• _What is needed_:
From the material below, list every line containing "components".

• _Data segment_:

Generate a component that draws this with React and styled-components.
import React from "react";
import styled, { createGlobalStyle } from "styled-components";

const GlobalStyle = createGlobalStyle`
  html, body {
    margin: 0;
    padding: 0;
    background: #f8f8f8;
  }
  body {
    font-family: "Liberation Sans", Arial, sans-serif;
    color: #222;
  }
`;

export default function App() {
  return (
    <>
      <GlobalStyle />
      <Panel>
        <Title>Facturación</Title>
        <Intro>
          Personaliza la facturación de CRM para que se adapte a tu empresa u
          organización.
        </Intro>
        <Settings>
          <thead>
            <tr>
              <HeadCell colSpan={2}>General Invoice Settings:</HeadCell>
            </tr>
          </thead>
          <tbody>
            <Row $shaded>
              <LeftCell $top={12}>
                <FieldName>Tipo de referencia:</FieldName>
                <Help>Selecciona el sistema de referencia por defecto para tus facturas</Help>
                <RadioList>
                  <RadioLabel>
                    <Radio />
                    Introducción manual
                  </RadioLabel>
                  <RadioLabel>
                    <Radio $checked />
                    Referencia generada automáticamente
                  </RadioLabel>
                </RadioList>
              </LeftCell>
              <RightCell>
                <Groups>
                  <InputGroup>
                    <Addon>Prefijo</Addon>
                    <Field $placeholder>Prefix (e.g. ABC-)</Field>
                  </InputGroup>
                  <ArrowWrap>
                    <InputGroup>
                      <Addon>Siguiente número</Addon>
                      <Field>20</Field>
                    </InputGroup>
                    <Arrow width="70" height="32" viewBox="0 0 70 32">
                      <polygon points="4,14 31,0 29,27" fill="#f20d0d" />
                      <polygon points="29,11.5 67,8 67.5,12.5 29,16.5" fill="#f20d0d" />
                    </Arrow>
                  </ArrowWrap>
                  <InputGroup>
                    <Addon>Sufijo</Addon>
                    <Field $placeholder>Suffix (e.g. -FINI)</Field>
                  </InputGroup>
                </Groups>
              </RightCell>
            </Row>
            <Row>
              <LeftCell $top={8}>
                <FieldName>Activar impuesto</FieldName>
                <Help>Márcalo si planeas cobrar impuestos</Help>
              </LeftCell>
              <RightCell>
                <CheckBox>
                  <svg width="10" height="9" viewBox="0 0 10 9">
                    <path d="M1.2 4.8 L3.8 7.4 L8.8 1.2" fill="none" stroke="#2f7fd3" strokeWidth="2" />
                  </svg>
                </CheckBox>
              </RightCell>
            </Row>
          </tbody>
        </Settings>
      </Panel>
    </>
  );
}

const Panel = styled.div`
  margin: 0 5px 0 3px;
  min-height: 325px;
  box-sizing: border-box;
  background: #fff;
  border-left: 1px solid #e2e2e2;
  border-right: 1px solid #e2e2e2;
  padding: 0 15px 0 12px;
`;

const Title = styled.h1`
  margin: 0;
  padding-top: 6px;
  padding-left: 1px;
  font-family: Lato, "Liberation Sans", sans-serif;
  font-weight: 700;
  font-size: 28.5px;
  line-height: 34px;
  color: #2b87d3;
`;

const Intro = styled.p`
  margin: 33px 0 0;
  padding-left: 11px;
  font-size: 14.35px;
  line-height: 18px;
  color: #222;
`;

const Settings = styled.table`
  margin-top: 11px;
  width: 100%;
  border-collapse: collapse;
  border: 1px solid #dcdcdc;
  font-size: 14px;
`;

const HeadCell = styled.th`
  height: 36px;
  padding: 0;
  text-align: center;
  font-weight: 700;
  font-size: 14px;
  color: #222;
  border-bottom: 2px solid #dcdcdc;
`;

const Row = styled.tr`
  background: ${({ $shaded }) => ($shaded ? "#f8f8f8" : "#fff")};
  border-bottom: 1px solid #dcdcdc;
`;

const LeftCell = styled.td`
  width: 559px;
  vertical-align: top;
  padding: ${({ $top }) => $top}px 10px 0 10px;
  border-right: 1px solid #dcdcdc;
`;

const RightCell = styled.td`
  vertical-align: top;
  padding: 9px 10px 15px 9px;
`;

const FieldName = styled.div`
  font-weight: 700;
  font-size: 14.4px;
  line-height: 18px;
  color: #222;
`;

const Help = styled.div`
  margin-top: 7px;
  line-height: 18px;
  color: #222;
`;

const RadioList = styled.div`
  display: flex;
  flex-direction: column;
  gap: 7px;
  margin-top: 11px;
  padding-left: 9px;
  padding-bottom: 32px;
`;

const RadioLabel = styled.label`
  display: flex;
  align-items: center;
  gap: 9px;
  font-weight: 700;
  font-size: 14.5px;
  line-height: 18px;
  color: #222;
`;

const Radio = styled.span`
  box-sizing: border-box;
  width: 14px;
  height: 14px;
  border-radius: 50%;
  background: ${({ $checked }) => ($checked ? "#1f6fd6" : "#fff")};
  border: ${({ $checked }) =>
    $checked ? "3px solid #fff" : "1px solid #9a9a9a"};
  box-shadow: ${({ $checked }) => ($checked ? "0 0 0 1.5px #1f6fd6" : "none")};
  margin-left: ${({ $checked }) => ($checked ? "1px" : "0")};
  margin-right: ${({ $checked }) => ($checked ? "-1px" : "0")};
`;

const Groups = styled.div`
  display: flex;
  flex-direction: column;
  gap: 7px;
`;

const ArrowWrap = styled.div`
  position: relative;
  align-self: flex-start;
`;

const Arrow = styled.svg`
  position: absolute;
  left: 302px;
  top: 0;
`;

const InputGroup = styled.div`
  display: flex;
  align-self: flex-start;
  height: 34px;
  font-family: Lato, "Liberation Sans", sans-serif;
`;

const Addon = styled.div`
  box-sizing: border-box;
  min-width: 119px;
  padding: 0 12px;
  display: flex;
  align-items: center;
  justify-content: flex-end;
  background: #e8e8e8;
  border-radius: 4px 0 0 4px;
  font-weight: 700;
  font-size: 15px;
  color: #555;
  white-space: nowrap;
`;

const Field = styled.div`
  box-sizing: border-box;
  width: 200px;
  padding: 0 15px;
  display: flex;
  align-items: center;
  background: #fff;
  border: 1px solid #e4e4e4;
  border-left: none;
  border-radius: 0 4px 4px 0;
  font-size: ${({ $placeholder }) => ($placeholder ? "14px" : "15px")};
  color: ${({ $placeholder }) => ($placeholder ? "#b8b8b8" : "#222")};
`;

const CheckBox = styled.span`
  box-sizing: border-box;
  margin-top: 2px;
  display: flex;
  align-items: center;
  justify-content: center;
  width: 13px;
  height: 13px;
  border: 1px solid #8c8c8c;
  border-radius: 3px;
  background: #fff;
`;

• _Solved exercise_:
Generate a component that draws this with React and styled-components.
import styled, { createGlobalStyle } from "styled-components";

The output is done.